At the start, Asmaa is uncertain and timid, scraping together a living as an airport janitor and focusing far too much energy on keeping things hidden (she’s asymptomatic). It wasn’t always like this: In flashbacks to her native village, she’s outspoken and independent, winning the admiration of Mosaad (Hany Adel). They’re married, but her strong-willed nature causes friction in their conservative town, and an ensuing tragedy drives her to Cairo, where she’s determined to keep her scarf-covered head down.
Helmer Salama (whose playfully ironic segment “The Politician” is a memorable part of the Venice-preemed docu “Tahrir 2011”) moves back and forth in time to fill out Asmaa’s character and background, underscoring the way ignorance breeds fear. Scenes in the village have a level of soapy artificiality that may not connect with Western viewers, but the realism of the present-day packs an emotional punch for all, thanks to the inevitable swell of support for a likable character standing up for herself; the woman the pic is based on wasn’t so lucky.
“Asmaa” is a gift for star Sabry, who fully inhabits the contradictions of a woman whose path from passionate and independent young bride to tense, cowed widow is marked by satisfying moments of fire.

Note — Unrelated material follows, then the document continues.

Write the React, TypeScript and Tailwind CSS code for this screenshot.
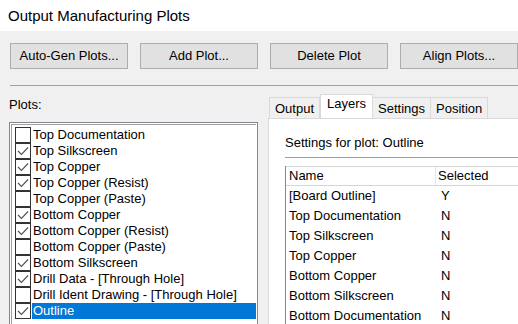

She’s also given a chance to prove her flawless comic timing, revealing a side all-too-rarely used in recent years outside TV. El Kedwany (“Cairo 678”) again proves he’s a talent almost from another time, when character actors exuded complexity and made devoted auds smile with each screen appearance.
Toward the emotional buildup to the will-she-or-won’t-she climax, the editing has difficulty finding the right rhythm, undercutting the tension with too many scenes from the past until, just when things seem too stretched, Salama finds the right balance and rides it for a suitably affecting payoff. Color tones are carefully calibrated to distinguish between time frames, with a golden light suffusing village scenes contrasting with an icier blue in Cairo.
Salama picked up the Abu Dhabi fest’s Arab helmer award, while El Kedwany took home the actor prize.